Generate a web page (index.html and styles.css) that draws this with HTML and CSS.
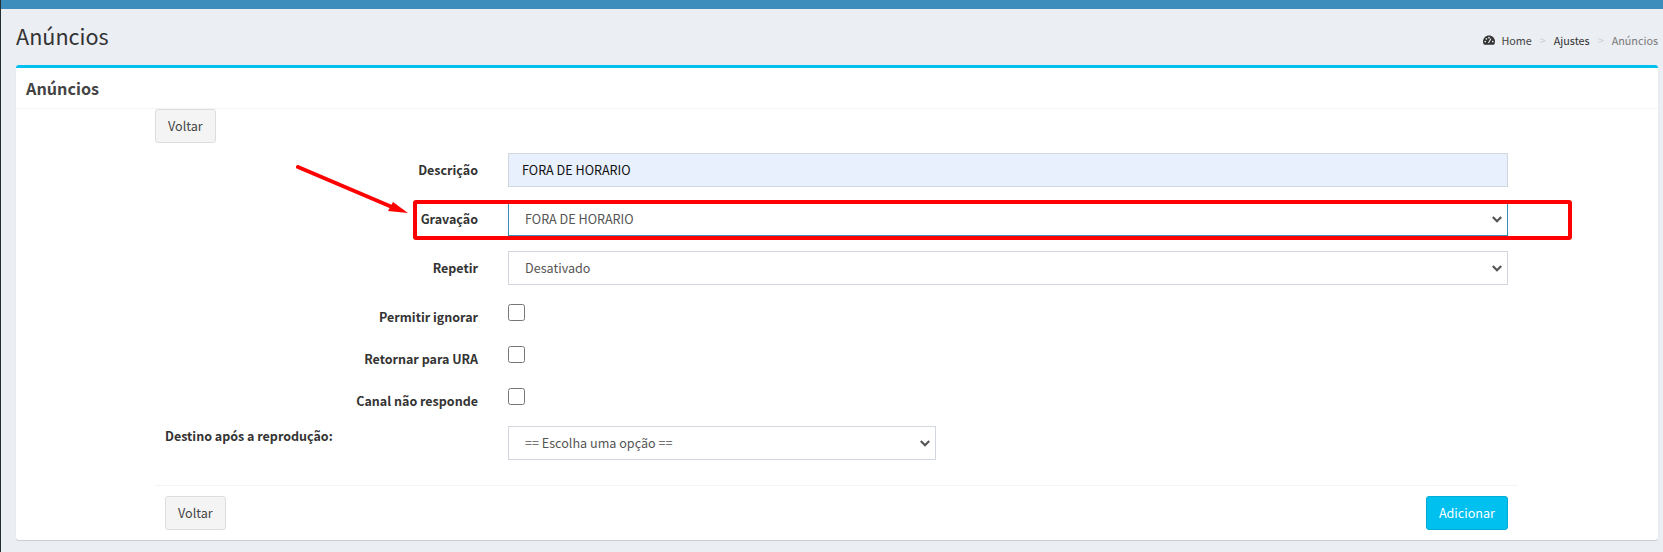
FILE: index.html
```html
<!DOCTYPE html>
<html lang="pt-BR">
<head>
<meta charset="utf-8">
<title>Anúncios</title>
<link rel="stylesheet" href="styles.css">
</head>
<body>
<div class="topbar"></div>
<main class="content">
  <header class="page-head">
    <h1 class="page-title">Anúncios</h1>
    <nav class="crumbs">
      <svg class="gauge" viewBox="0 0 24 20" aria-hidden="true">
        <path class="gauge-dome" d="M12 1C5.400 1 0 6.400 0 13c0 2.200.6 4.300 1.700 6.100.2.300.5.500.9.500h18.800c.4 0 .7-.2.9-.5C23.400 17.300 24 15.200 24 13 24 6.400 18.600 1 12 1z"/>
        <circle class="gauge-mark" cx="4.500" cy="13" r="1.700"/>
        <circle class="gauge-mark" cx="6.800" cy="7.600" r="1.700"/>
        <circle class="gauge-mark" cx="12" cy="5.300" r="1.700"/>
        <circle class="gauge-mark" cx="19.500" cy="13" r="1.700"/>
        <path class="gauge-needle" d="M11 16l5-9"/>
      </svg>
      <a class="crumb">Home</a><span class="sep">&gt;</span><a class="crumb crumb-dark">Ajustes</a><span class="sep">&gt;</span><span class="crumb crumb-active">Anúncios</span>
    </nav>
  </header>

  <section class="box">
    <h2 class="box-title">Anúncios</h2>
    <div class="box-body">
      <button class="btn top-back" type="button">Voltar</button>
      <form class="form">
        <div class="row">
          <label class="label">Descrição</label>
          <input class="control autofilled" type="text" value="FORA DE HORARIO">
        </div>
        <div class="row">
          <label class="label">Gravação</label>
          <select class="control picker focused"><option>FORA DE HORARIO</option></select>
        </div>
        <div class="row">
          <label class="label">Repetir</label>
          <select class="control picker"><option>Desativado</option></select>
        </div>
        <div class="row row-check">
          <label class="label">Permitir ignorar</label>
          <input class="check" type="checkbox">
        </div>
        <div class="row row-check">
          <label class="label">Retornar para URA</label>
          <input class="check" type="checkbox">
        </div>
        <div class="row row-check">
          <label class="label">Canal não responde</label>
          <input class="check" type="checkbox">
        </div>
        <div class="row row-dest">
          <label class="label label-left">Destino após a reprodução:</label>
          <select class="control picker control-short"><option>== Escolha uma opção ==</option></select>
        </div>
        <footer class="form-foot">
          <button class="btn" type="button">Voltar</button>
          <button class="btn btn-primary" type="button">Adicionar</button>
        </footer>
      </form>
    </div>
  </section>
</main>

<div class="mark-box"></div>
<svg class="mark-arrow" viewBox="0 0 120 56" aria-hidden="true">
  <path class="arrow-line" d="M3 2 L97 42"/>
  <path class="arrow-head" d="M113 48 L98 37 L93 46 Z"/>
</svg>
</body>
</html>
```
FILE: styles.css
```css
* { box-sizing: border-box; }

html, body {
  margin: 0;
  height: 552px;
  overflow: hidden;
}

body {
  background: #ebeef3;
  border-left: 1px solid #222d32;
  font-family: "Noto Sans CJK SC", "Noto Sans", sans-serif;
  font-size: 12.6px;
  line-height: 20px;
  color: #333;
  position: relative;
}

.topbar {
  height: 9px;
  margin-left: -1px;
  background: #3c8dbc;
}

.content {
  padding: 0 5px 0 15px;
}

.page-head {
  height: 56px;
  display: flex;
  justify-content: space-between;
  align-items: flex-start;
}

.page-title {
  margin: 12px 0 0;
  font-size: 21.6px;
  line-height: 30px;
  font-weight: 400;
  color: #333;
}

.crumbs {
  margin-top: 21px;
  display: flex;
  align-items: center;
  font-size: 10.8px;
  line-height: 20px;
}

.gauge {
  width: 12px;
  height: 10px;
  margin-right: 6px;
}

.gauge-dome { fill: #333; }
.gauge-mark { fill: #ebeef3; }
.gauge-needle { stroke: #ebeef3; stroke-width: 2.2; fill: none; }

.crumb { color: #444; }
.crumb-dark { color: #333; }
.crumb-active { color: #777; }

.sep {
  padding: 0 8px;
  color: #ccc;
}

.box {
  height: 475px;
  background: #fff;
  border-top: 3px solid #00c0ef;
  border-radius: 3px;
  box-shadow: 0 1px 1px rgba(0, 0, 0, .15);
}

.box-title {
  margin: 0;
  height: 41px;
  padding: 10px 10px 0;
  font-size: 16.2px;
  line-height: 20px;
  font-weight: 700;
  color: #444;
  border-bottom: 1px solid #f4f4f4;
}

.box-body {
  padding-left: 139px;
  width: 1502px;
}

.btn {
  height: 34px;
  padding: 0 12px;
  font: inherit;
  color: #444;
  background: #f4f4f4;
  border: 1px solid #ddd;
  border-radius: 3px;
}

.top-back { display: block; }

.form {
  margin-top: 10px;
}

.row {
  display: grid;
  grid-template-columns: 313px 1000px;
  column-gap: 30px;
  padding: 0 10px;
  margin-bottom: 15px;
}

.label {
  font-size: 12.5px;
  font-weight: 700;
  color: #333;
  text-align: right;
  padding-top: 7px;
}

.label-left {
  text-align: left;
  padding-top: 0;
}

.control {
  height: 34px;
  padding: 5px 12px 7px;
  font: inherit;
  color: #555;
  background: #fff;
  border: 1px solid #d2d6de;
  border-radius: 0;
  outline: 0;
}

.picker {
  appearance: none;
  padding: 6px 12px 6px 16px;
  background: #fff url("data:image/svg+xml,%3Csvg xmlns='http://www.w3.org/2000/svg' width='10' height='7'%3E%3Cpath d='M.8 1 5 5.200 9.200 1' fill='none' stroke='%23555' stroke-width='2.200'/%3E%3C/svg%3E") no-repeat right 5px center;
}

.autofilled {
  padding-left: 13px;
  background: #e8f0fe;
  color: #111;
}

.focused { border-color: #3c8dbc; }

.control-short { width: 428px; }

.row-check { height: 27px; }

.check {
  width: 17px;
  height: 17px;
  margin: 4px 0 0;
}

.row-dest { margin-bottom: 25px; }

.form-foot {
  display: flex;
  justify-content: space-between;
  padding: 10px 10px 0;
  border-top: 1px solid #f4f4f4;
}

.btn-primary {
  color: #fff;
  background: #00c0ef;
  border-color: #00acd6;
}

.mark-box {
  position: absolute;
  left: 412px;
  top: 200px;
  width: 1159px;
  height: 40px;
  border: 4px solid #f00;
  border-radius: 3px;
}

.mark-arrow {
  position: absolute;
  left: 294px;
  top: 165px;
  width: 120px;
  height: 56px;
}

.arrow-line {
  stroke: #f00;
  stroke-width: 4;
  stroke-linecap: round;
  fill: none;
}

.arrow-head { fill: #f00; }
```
====
= Directions =
In your copy, leave out the pictures and reproduce the material above exactly.

= Answer for the task =
Generate a web page (index.html and styles.css) that draws this with HTML and CSS.
FILE: index.html
```html
<!DOCTYPE html>
<html lang="pt-BR">
<head>
<meta charset="utf-8">
<title>Anúncios</title>
<link rel="stylesheet" href="styles.css">
</head>
<body>
<div class="topbar"></div>
<main class="content">
  <header class="page-head">
    <h1 class="page-title">Anúncios</h1>
    <nav class="crumbs">
      <svg class="gauge" viewBox="0 0 24 20" aria-hidden="true">
        <path class="gauge-dome" d="M12 1C5.400 1 0 6.400 0 13c0 2.200.6 4.300 1.700 6.100.2.300.5.500.9.500h18.800c.4 0 .7-.2.9-.5C23.400 17.300 24 15.200 24 13 24 6.400 18.600 1 12 1z"/>
        <circle class="gauge-mark" cx="4.500" cy="13" r="1.700"/>
        <circle class="gauge-mark" cx="6.800" cy="7.600" r="1.700"/>
        <circle class="gauge-mark" cx="12" cy="5.300" r="1.700"/>
        <circle class="gauge-mark" cx="19.500" cy="13" r="1.700"/>
        <path class="gauge-needle" d="M11 16l5-9"/>
      </svg>
      <a class="crumb">Home</a><span class="sep">&gt;</span><a class="crumb crumb-dark">Ajustes</a><span class="sep">&gt;</span><span class="crumb crumb-active">Anúncios</span>
    </nav>
  </header>

  <section class="box">
    <h2 class="box-title">Anúncios</h2>
    <div class="box-body">
      <button class="btn top-back" type="button">Voltar</button>
      <form class="form">
        <div class="row">
          <label class="label">Descrição</label>
          <input class="control autofilled" type="text" value="FORA DE HORARIO">
        </div>
        <div class="row">
          <label class="label">Gravação</label>
          <select class="control picker focused"><option>FORA DE HORARIO</option></select>
        </div>
        <div class="row">
          <label class="label">Repetir</label>
          <select class="control picker"><option>Desativado</option></select>
        </div>
        <div class="row row-check">
          <label class="label">Permitir ignorar</label>
          <input class="check" type="checkbox">
        </div>
        <div class="row row-check">
          <label class="label">Retornar para URA</label>
          <input class="check" type="checkbox">
        </div>
        <div class="row row-check">
          <label class="label">Canal não responde</label>
          <input class="check" type="checkbox">
        </div>
        <div class="row row-dest">
          <label class="label label-left">Destino após a reprodução:</label>
          <select class="control picker control-short"><option>== Escolha uma opção ==</option></select>
        </div>
        <footer class="form-foot">
          <button class="btn" type="button">Voltar</button>
          <button class="btn btn-primary" type="button">Adicionar</button>
        </footer>
      </form>
    </div>
  </section>
</main>

<div class="mark-box"></div>
<svg class="mark-arrow" viewBox="0 0 120 56" aria-hidden="true">
  <path class="arrow-line" d="M3 2 L97 42"/>
  <path class="arrow-head" d="M113 48 L98 37 L93 46 Z"/>
</svg>
</body>
</html>
```
FILE: styles.css
```css
* { box-sizing: border-box; }

html, body {
  margin: 0;
  height: 552px;
  overflow: hidden;
}

body {
  background: #ebeef3;
  border-left: 1px solid #222d32;
  font-family: "Noto Sans CJK SC", "Noto Sans", sans-serif;
  font-size: 12.6px;
  line-height: 20px;
  color: #333;
  position: relative;
}

.topbar {
  height: 9px;
  margin-left: -1px;
  background: #3c8dbc;
}

.content {
  padding: 0 5px 0 15px;
}

.page-head {
  height: 56px;
  display: flex;
  justify-content: space-between;
  align-items: flex-start;
}

.page-title {
  margin: 12px 0 0;
  font-size: 21.6px;
  line-height: 30px;
  font-weight: 400;
  color: #333;
}

.crumbs {
  margin-top: 21px;
  display: flex;
  align-items: center;
  font-size: 10.8px;
  line-height: 20px;
}

.gauge {
  width: 12px;
  height: 10px;
  margin-right: 6px;
}

.gauge-dome { fill: #333; }
.gauge-mark { fill: #ebeef3; }
.gauge-needle { stroke: #ebeef3; stroke-width: 2.2; fill: none; }

.crumb { color: #444; }
.crumb-dark { color: #333; }
.crumb-active { color: #777; }

.sep {
  padding: 0 8px;
  color: #ccc;
}

.box {
  height: 475px;
  background: #fff;
  border-top: 3px solid #00c0ef;
  border-radius: 3px;
  box-shadow: 0 1px 1px rgba(0, 0, 0, .15);
}

.box-title {
  margin: 0;
  height: 41px;
  padding: 10px 10px 0;
  font-size: 16.2px;
  line-height: 20px;
  font-weight: 700;
  color: #444;
  border-bottom: 1px solid #f4f4f4;
}

.box-body {
  padding-left: 139px;
  width: 1502px;
}

.btn {
  height: 34px;
  padding: 0 12px;
  font: inherit;
  color: #444;
  background: #f4f4f4;
  border: 1px solid #ddd;
  border-radius: 3px;
}

.top-back { display: block; }

.form {
  margin-top: 10px;
}

.row {
  display: grid;
  grid-template-columns: 313px 1000px;
  column-gap: 30px;
  padding: 0 10px;
  margin-bottom: 15px;
}

.label {
  font-size: 12.5px;
  font-weight: 700;
  color: #333;
  text-align: right;
  padding-top: 7px;
}

.label-left {
  text-align: left;
  padding-top: 0;
}

.control {
  height: 34px;
  padding: 5px 12px 7px;
  font: inherit;
  color: #555;
  background: #fff;
  border: 1px solid #d2d6de;
  border-radius: 0;
  outline: 0;
}

.picker {
  appearance: none;
  padding: 6px 12px 6px 16px;
  background: #fff url("data:image/svg+xml,%3Csvg xmlns='http://www.w3.org/2000/svg' width='10' height='7'%3E%3Cpath d='M.8 1 5 5.200 9.200 1' fill='none' stroke='%23555' stroke-width='2.200'/%3E%3C/svg%3E") no-repeat right 5px center;
}

.autofilled {
  padding-left: 13px;
  background: #e8f0fe;
  color: #111;
}

.focused { border-color: #3c8dbc; }

.control-short { width: 428px; }

.row-check { height: 27px; }

.check {
  width: 17px;
  height: 17px;
  margin: 4px 0 0;
}

.row-dest { margin-bottom: 25px; }

.form-foot {
  display: flex;
  justify-content: space-between;
  padding: 10px 10px 0;
  border-top: 1px solid #f4f4f4;
}

.btn-primary {
  color: #fff;
  background: #00c0ef;
  border-color: #00acd6;
}

.mark-box {
  position: absolute;
  left: 412px;
  top: 200px;
  width: 1159px;
  height: 40px;
  border: 4px solid #f00;
  border-radius: 3px;
}

.mark-arrow {
  position: absolute;
  left: 294px;
  top: 165px;
  width: 120px;
  height: 56px;
}

.arrow-line {
  stroke: #f00;
  stroke-width: 4;
  stroke-linecap: round;
  fill: none;
}

.arrow-head { fill: #f00; }
```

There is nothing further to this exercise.